What role does a School Board member play in helping raise academic achievement for all students and close the achievement gap?
Closing the achievement gap remains the top challenge for Alexandria. Alexandria should be a leader in education instead of falling behind local counties. Alexandria has reduced the achievement gap in some areas like higher enrollment in advanced classes and increased graduation rates; however, the city has declined in others, namely performance in English, math, and science exams. We need to ask tough questions about scores and measurement metrics so we can make sound decisions about policy decisions and where to allocate funding. We will work to raise the bar for every student, from the top and the bottom.

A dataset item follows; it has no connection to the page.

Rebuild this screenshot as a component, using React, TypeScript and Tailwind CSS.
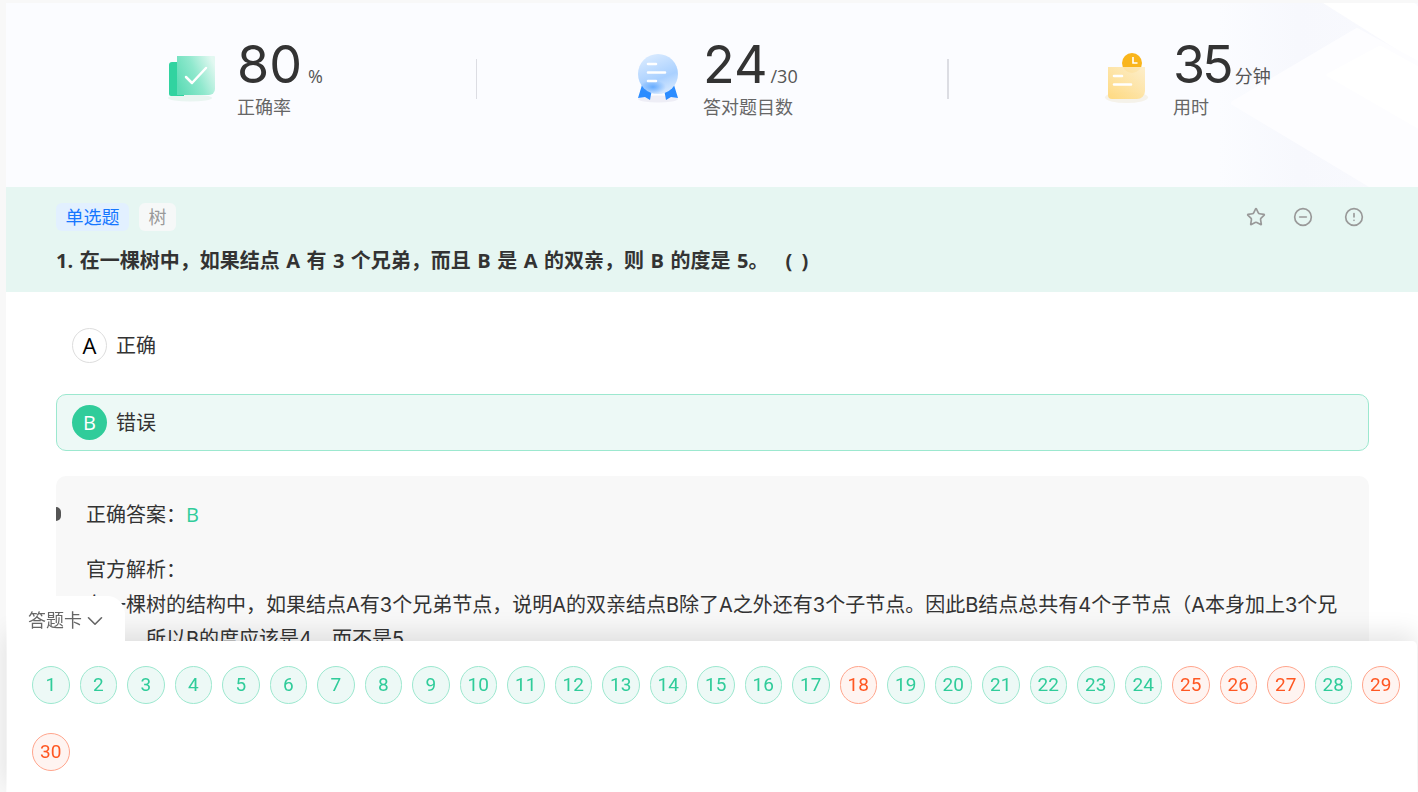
import { ChevronDown, CircleAlert, CircleMinus, Star } from "lucide-react";
import type { ReactNode } from "react";

const WRONG = [18, 25, 26, 27, 29, 30];
const NUMBERS = Array.from({ length: 30 }, (_, i) => i + 1);

// Green check book
const BookIcon = () => (
  <svg viewBox="0 0 52 50" className="w-[52px] h-[50px] shrink-0 overflow-visible">
    <defs>
      <linearGradient id="bookFront" x1="0" y1="0.7" x2="1" y2="0.25">
        <stop offset="0" stopColor="#5fdcb6" />
        <stop offset="0.5" stopColor="#8fe8cd" />
        <stop offset="1" stopColor="#e2f8f1" />
      </linearGradient>
    </defs>
    <ellipse cx="24" cy="44" rx="22" ry="3.5" fill="#e9f5f1" />
    <path d="M6 8h12v34H5a2 2 0 0 1-2-2V11a3 3 0 0 1 3-3z" fill="#31d3a0" />
    <path d="M11 2h37a1 1 0 0 1 1 1v32a6 6 0 0 1-6 6H11z" fill="url(#bookFront)" />
    <path d="M20 23l6 6 14-15" fill="none" stroke="#fff" strokeWidth="2.5" strokeLinecap="round" strokeLinejoin="round" />
  </svg>
);

// Blue medal
const MedalIcon = () => (
  <svg viewBox="0 0 52 50" className="w-[52px] h-[50px] shrink-0 overflow-visible">
    <defs>
      <linearGradient id="medalBall" x1="0.2" y1="0" x2="0.6" y2="1">
        <stop offset="0" stopColor="#dcecff" />
        <stop offset="0.65" stopColor="#a9d0ff" />
        <stop offset="1" stopColor="#d5e8ff" />
      </linearGradient>
      <radialGradient id="medalGlow">
        <stop offset="0" stopColor="#4b9dff" stopOpacity="0.75" />
        <stop offset="1" stopColor="#4b9dff" stopOpacity="0" />
      </radialGradient>
    </defs>
    <ellipse cx="26" cy="45" rx="20" ry="3.5" fill="#eeeef6" />
    <path d="M10 31l10 4-2 11-5-3-7 1z" fill="#2b8cff" />
    <path d="M42 31l-10 4 2 11 5-3 7 1z" fill="#2b8cff" />
    <circle cx="26" cy="20" r="20" fill="url(#medalBall)" />
    <ellipse cx="21" cy="33" rx="13" ry="7" fill="url(#medalGlow)" />
    <path d="M16 10h8M16 18.500h17M16 27h8" stroke="#fff" strokeWidth="2.6" strokeLinecap="round" />
  </svg>
);

// Yellow note with clock
const ClockNoteIcon = () => (
  <svg viewBox="0 0 52 50" className="w-[52px] h-[50px] shrink-0 overflow-visible">
    <defs>
      <linearGradient id="noteBody" x1="0" y1="1" x2="0.9" y2="0">
        <stop offset="0" stopColor="#ffd777" />
        <stop offset="1" stopColor="#fdecc3" />
      </linearGradient>
    </defs>
    <ellipse cx="24.500" cy="43.500" rx="21.500" ry="5.500" fill="#f5f2ea" />
    <circle cx="30" cy="9" r="10" fill="#f9b51c" />
    <path d="M31 3v6h4.500" fill="none" stroke="#fff" strokeWidth="1.6" />
    <path d="M6 13h37v24a8 8 0 0 1-8 8H10a4 4 0 0 1-4-4z" fill="url(#noteBody)" fillOpacity="0.92" />
    <path d="M12 22h8M12 30.500h17" stroke="#fff" strokeWidth="2.6" strokeLinecap="round" />
  </svg>
);

function Stat(props: {
  icon: ReactNode;
  value: string;
  unit: string;
  label: string;
  className: string;
  valueClass?: string;
  unitClass: string;
}) {
  return (
    <div className={`flex items-center gap-[19px] ${props.className}`}>
      {props.icon}
      <div>
        <div className="flex items-baseline h-[52px] leading-[52px]">
          <span className={`text-[52px] text-[#333] font-['Inter',sans-serif] ${props.valueClass ?? ""}`}>{props.value}</span>
          <span className={`text-[18px] text-[#555] ${props.unitClass}`}>{props.unit}</span>
        </div>
        <div className="mt-[4px] text-[18px] leading-[24px] text-[#666]">{props.label}</div>
      </div>
    </div>
  );
}

export default function App() {
  return (
    <div className="h-screen overflow-hidden bg-[#f8f8f8] pl-[6px] pt-[3px] font-['Open_Sans','Noto_Sans_CJK_SC',sans-serif] text-[#333]">
      <div className="bg-white h-full">
        {/* Stats header */}
        <div className="relative h-[184px] bg-[#fbfcff] overflow-hidden">
          <svg viewBox="0 0 300 184" className="absolute right-0 top-0 w-[300px] h-[184px] pointer-events-none">
            <defs>
              <linearGradient id="headerShade" x1="0" y1="0" x2="1" y2="0">
                <stop offset="0" stopColor="#f6f8fd" stopOpacity="0" />
                <stop offset="0.4" stopColor="#f7f8fd" />
                <stop offset="1" stopColor="#f9fafe" />
              </linearGradient>
            </defs>
            <path d="M100 0h200v184H100z" fill="url(#headerShade)" />
            <path d="M205 0h90a5 5 0 0 1 5 5v55z" fill="#fff" />
            <path d="M115 100L239 27l61 33v124h-45z" fill="#fdfdff" stroke="#fdfdff" strokeWidth="4" strokeLinejoin="round" />
            <path d="M210 72l52-28 38 21v59z" fill="#fff" stroke="#fff" strokeWidth="3" strokeLinejoin="round" />
          </svg>
          <div className="relative flex items-center pt-[36px]">
            <Stat className="w-[470px] pl-[160px]" icon={<BookIcon />} value="80" unit="%" unitClass="ml-[6px]" label="正确率" />
            <div className="w-px h-10 bg-[#dcdde3]" />
            <Stat className="w-[470px] pl-[155px]" icon={<MedalIcon />} value="24" unit="/30" unitClass="ml-[3px]" label="答对题目数" />
            <div className="w-[2px] h-10 bg-[#dcdde3]" />
            <Stat className="flex-1 pl-[153px]" icon={<ClockNoteIcon />} value="35" valueClass="tracking-[-3px]" unit="分钟" unitClass="ml-[4px]" label="用时" />
          </div>
        </div>

        {/* Question */}
        <div className="h-[105px] bg-[#e6f6f2] pl-[50px] pr-[54px] pt-4">
          <div className="flex items-center justify-between h-7">
            <div className="flex gap-[10px] text-[18px]">
              <span className="w-[73px] h-7 leading-7 text-center rounded-md bg-[#e2f0ff] text-[#1677ff]">单选题</span>
              <span className="w-[37px] h-7 leading-7 text-center rounded-md bg-[#f6f8f8] text-[#999]">树</span>
            </div>
            <div className="flex items-center text-[#999]">
              <Star className="w-5 h-5" strokeWidth={2} />
              <CircleMinus className="w-5 h-5 ml-[27px]" strokeWidth={2} />
              <CircleAlert className="w-5 h-5 ml-[31px]" strokeWidth={2} />
            </div>
          </div>
          <div className="mt-[15px] text-[20px] leading-[30px] font-bold [word-spacing:1.3px]">
            1. 在一棵树中，如果结点 A 有 3 个兄弟，而且 B 是 A 的双亲，则 B 的度是 5。<span className="ml-[17px] [word-spacing:4px]">( )</span>
          </div>
        </div>

        {/* Options and analysis */}
        <div className="pl-[50px] pr-[49px] pt-[25px]">
          <div className="h-[57px] flex items-center gap-[9px] pl-[15px] border border-transparent rounded-[10px]">
            <span className="w-[35px] h-[35px] rounded-full border border-[#ddd] flex items-center justify-center text-[22px] font-medium text-black">A</span>
            <span className="text-[20px]">正确</span>
          </div>
          <div className="mt-5 h-[57px] flex items-center gap-[9px] pl-[15px] border border-[#9ce8cf] bg-[#edf9f6] rounded-[10px]">
            <span className="w-[35px] h-[35px] rounded-full bg-[#30cc9a] flex items-center justify-center text-[20px] font-medium text-white">B</span>
            <span className="text-[20px]">错误</span>
          </div>
          <div className="relative mt-[25px] h-[300px] rounded-[10px] bg-[#f8f8f8] px-[30px] pt-[22px] text-[20px] leading-[34px]">
            <span className="absolute left-0 top-[31px] w-[5px] h-[14px] rounded-r-full bg-[#555]" />
            <div>
              正确答案：<span className="text-[#30cc9a]">B</span>
            </div>
            <div className="mt-[21px]">官方解析：</div>
            <div className="mt-[1px] font-['Inter','Noto_Sans_CJK_SC',sans-serif] [text-spacing-trim:space-all]">
              在一棵树的结构中，如果结点A有3个兄弟节点，说明A的双亲结点B除了A之外还有3个子节点。因此B结点总共有4个子节点（A本身加上3个兄弟），所以B的度应该是4，而不是5。
            </div>
          </div>
        </div>
      </div>

      {/* Answer sheet */}
      <div className="fixed left-[7px] right-[1px] bottom-0 h-[151px] bg-white rounded-tr-[5px] shadow-[0_-8px_24px_rgba(0,0,0,0.1)] pl-[25px] pt-[25px]">
        <div className="absolute left-0 -top-[45px] w-[118px] h-[46px] bg-white rounded-t-[18px] flex items-center justify-center pl-[4px] pt-[3px] text-[18px] text-[#666]">
          答题卡
          <ChevronDown className="w-[26px] h-[26px]" strokeWidth={1.5} />
        </div>
        <div className="flex flex-wrap gap-x-[10px] gap-y-[29px]">
          {NUMBERS.map((n) => (
            <span
              key={n}
              className={
                WRONG.includes(n)
                  ? "w-[37.5px] h-[38px] rounded-full border border-[#ffa58c] bg-[#fff4f1] text-[#ff5722] text-[19px] font-['Roboto',sans-serif] flex items-center justify-center"
                  : "w-[37.5px] h-[38px] rounded-full border border-[#9ce8cf] bg-[#edf9f6] text-[#30cc9a] text-[19px] font-['Roboto',sans-serif] flex items-center justify-center"
              }
            >
              {n}
            </span>
          ))}
        </div>
      </div>
    </div>
  );
}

As a School Board member, I will keep our budget focused on programs that help to close the achievement gap while raising the bar for all students to succeed. Pre-K education is one of the best ways to close the achievement gap. Alexandria needs to expand its pre-K offering, and ensure access to Pre-K in Alexandria. Once students are in school, we know that summer school and after school tutoring can help close the achievement gap for some of our lowest performing students, but much of that funding has been cut. Programs like AVID that are college readiness programs for low performing students should be expanded. Finally, the Individual Achievement Plan is another good example of an initiative that helps students take control of their own learning.